An Actor Prepares 2018 is a comedy film directed by Steve Clark and written by Clark and Thomas Moffett. The film stars Jeremy Irons, Jack Huston, Mamie Gummer, Ben Schwartz, Matthew Modine, and Frankie Faison. It was released on August 31, 2018, by Gravitas Ventures.

== Premise ==
When Atticus Smith, an aging Oscar-winning actor, suffers a heart attack, he is forced to embark on a cross-country road trip with his estranged son en route to his daughter's wedding. Atticus and his son Adam could not be more different; while the former behaves lecherously around women, the latter teaches a feminist-themed university course and is repulsed by his father's attitudes. Part of Adam's resentment towards his father stems from Atticus’ unfaithfulness to his mother. Along the road trip, the pair encounter various characters and get roped into misadventures, including a run-in with an old flame of Atticus’.

== Reception ==
Matt Fagerholm of RogerEbert.com reviewed the film negatively, opining that the film's humor felt particularly off-putting in the age of MeToo. Though he wrote Irons "certainly appears to be relishing his role as an unapologetically bad-mannered actor, savoring each profane syllable of his dialogue like a fine wine", he noted "the script’s lethal miscalculation is the mean-spiritedness of its humor." Fagerholm added, "If Adam—and the film itself—truly cared about issues such as gender representation, then the character would’ve challenged his father’s sexist beliefs, engaging in provocative debates as they journey across the country on their road trip. Instead, the film wants us to chortle at Atticus doing lewd and outrageous things that we’ve seen in countless other pictures."

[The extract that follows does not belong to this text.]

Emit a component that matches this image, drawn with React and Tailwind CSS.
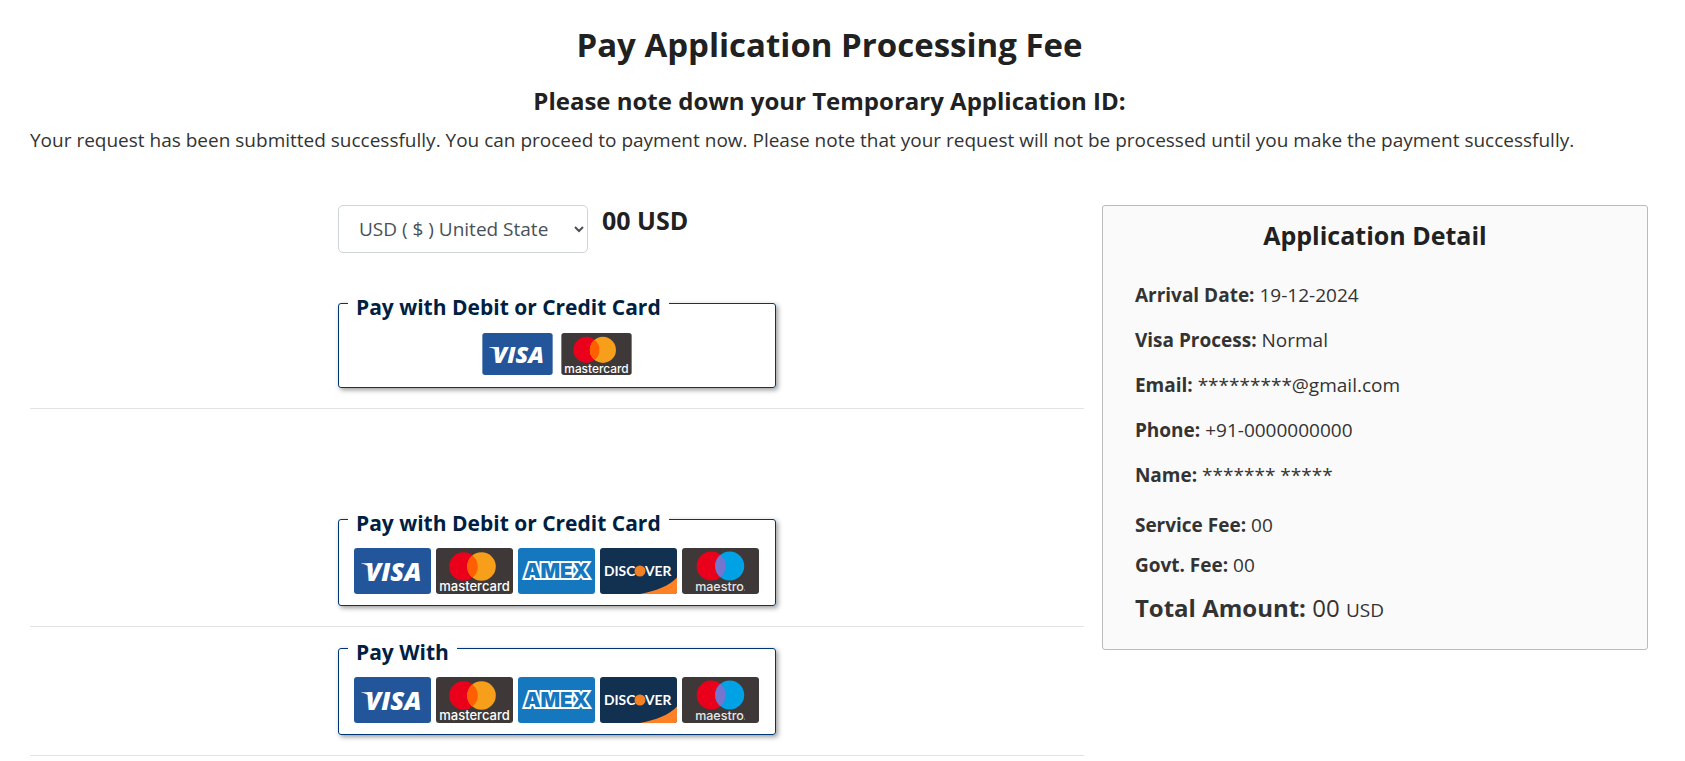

Frank Scheck of The Hollywood Reporter voiced similar thoughts, writing "Although his performance is undeniably entertaining at times, Irons is ultimately defeated by his character’s cliched aspects which include revealing himself to be a (no spoiler alert) loving and proud father after all. Huston’s natural charisma is given little chance to shine, with Adam being mainly reactive to his father’s outrageousness."